M. Yves Dauge constatant a posteriori le décalage entre l’engagement officiellement exprimé par le Président Habyarimana de mener un processus de démocratisation soutenu et encouragé par la France et de conduire des négociations qui ont débouché sur les accords d’Arusha d’une part, et la radicalisation dans le même temps du conflit ethnique d’autre part, s’est demandé si la France avait correctement perçu les dangers des évolutions internes au Rwanda qui avaient conduit à l’affaiblissement du Président et de son régime.

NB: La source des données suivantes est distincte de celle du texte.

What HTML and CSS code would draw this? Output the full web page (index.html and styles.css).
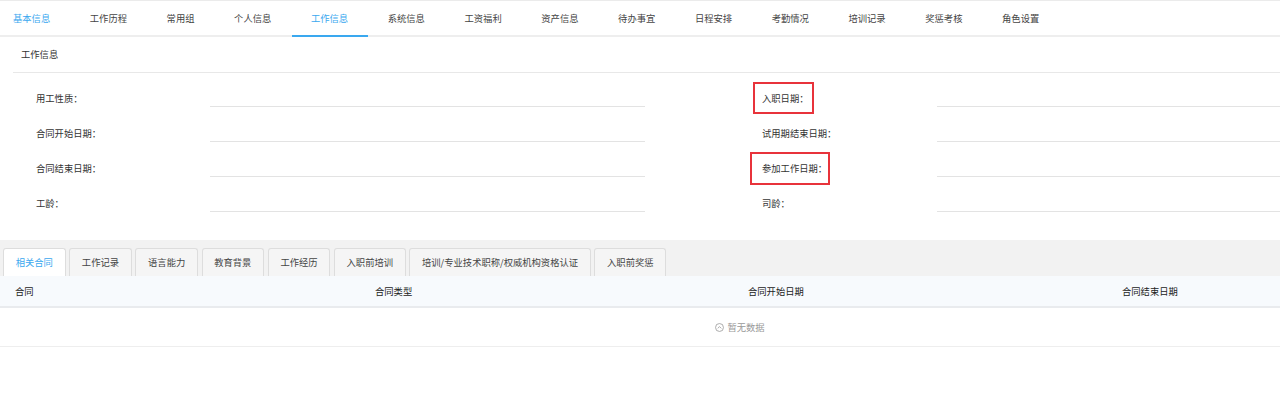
FILE: index.html
```html
<!DOCTYPE html>
<html><head>
<meta charset="utf-8">
<title>工作信息</title>
<link rel="stylesheet" href="styles.css">
</head>
<body>
<div class="topbar">
	<div class="navtab first blue">基本信息</div>
	<div class="navtab">工作历程</div>
	<div class="navtab">常用组</div>
	<div class="navtab">个人信息</div>
	<div class="navtab active">工作信息</div>
	<div class="navtab">系统信息</div>
	<div class="navtab">工资福利</div>
	<div class="navtab">资产信息</div>
	<div class="navtab">待办事宜</div>
	<div class="navtab">日程安排</div>
	<div class="navtab">考勤情况</div>
	<div class="navtab">培训记录</div>
	<div class="navtab">奖惩考核</div>
	<div class="navtab">角色设置</div>
</div>

<div class="sectionHead">工作信息</div>

<div class="form">
	<div class="row">
		<div class="item left"><span class="label">用工性质：</span><span class="value"></span></div>
		<div class="item"><span class="label"><span class="mark m1">入职日期：</span></span><span class="value"></span></div>
	</div>
	<div class="row">
		<div class="item left"><span class="label">合同开始日期：</span><span class="value"></span></div>
		<div class="item"><span class="label">试用期结束日期：</span><span class="value"></span></div>
	</div>
	<div class="row">
		<div class="item left"><span class="label">合同结束日期：</span><span class="value"></span></div>
		<div class="item"><span class="label"><span class="mark m2">参加工作日期：</span></span><span class="value"></span></div>
	</div>
	<div class="row">
		<div class="item left"><span class="label">工龄：</span><span class="value"></span></div>
		<div class="item"><span class="label">司龄：</span><span class="value"></span></div>
	</div>
</div>

<div class="cardTabs">
	<div class="card on">相关合同</div>
	<div class="card">工作记录</div>
	<div class="card">语言能力</div>
	<div class="card">教育背景</div>
	<div class="card">工作经历</div>
	<div class="card">入职前培训</div>
	<div class="card">培训/专业技术职称/权威机构资格认证</div>
	<div class="card">入职前奖惩</div>
</div>

<div class="thead">
	<div class="th c1">合同</div>
	<div class="th c2">合同类型</div>
	<div class="th c3">合同开始日期</div>
	<div class="th c4">合同结束日期</div>
</div>
<div class="empty">
	<svg width="9" height="9" viewBox="0 0 10 10"><circle cx="5" cy="5" r="4.4" fill="none" stroke="#9a9a9a" stroke-width="0.9"/><path d="M3 6 L5 4 L7 6" fill="none" stroke="#9a9a9a" stroke-width="0.9"/></svg>
	<span>暂无数据</span>
</div>
</body>
</html>
```

FILE: styles.css
```css
body {
	margin: 0;
	font-family: "Noto Sans CJK SC", "Liberation Sans", sans-serif;
	font-size: 9.3px;
	color: #333;
	background: #fff;
}

/* верхние вкладки */
.topbar {
	display: flex;
	padding-left: 13px;
	border-top: 1px solid #ebebeb;
	border-bottom: 2px solid #eeeeee;
}
.navtab {
	position: relative;
	height: 34px;
	line-height: 34px;
	padding: 0 19.8px;
	color: #444;
	white-space: nowrap;
}
.navtab.first { padding-left: 0; }
.navtab.blue, .navtab.active { color: #3aa8ef; }
.navtab.active::after {
	content: "";
	position: absolute;
	left: 1px; right: 0; bottom: -2px;
	height: 2px;
	background: #3aa8ef;
}

.sectionHead {
	margin-left: 13px;
	padding-left: 8px;
	height: 35px;
	line-height: 35px;
	border-bottom: 1px solid #e8e8e8;
	color: #333;
}

/* форма */
.form {
	padding-left: 36px;
	margin-bottom: 27px;
}
.row { display: flex; height: 35px; }
.item { display: flex; align-items: flex-end; flex: 1; }
.item.left { flex: none; width: 609px; margin-right: 117px; }
.label {
	flex: none;
	width: 175px;
	line-height: 12px;
	padding-bottom: 4px;
	white-space: nowrap;
}
.item.left .label { width: 174px; }
.value {
	flex: 1;
	align-self: stretch;
	border-bottom: 1px solid #e3e3e3;
	margin-bottom: 1px;
}
.mark { position: relative; }
.mark::after {
	content: "";
	position: absolute;
	border: 2px solid #e8333b;
}
.m1::after { left: -9px; right: -5px; top: -9px; bottom: -9px; }
.m2::after { left: -12px; right: -3px; top: -9px; bottom: -10px; }

/* нижние вкладки */
.cardTabs {
	display: flex;
	gap: 3.6px;
	background: #f2f2f2;
	padding: 8px 0 0 3px;
}
.card {
	height: 27px;
	line-height: 27px;
	padding: 0 11.7px;
	border: 1px solid #dddddd;
	border-bottom: none;
	border-radius: 3px 3px 0 0;
	background: #f5f5f5;
	color: #444;
	white-space: nowrap;
}
.card.on { background: #fff; color: #3aa8ef; }

.thead {
	display: grid;
	grid-template-columns: 360px 373px 374px 1fr;
	padding-left: 15px;
	height: 30px;
	line-height: 30px;
	background: #f7fafd;
	border-bottom: 2px solid #e9ebee;
	color: #222;
}

.empty {
	display: flex;
	align-items: center;
	justify-content: center;
	gap: 3px;
	height: 38px;
	padding-left: 200px;
	border-bottom: 1px solid #eeeeee;
	color: #999;
}
```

M. Jean-Christophe Mitterrand a précisé que la création de la CDR, fer de lance des massacres, dont des groupes précurseurs existaient dans l’entourage du Gouvernement et dans l’armée, avait constitué un élément de pression visant à empêcher le processus de démocratisation ainsi qu’un catalyseur favorisant l’exacerbation de la haine ethnique. Une fois structurée en force politique, la CDR avait eu une importance et une influence croissantes. Ses membres avaient très probablement organisé des provocations et pris une part active dans les massacres de Tutsis intervenus en avril 1992, mais aussi dans la campagne de propagande et de désinformation de la population lors des attaques du FPR. M. Jean-Christophe Mitterrand a noté à ce propos que ces attaques avaient provoqué un exode massif alors que le FPR se présentait en libérateur. L’assassinat du Président Habyarimana et de son chef d’état-major a sans aucun doute achevé de libérer les passions, dans la mesure où, avec leur disparition, le pouvoir s’effondrait et tout était possible.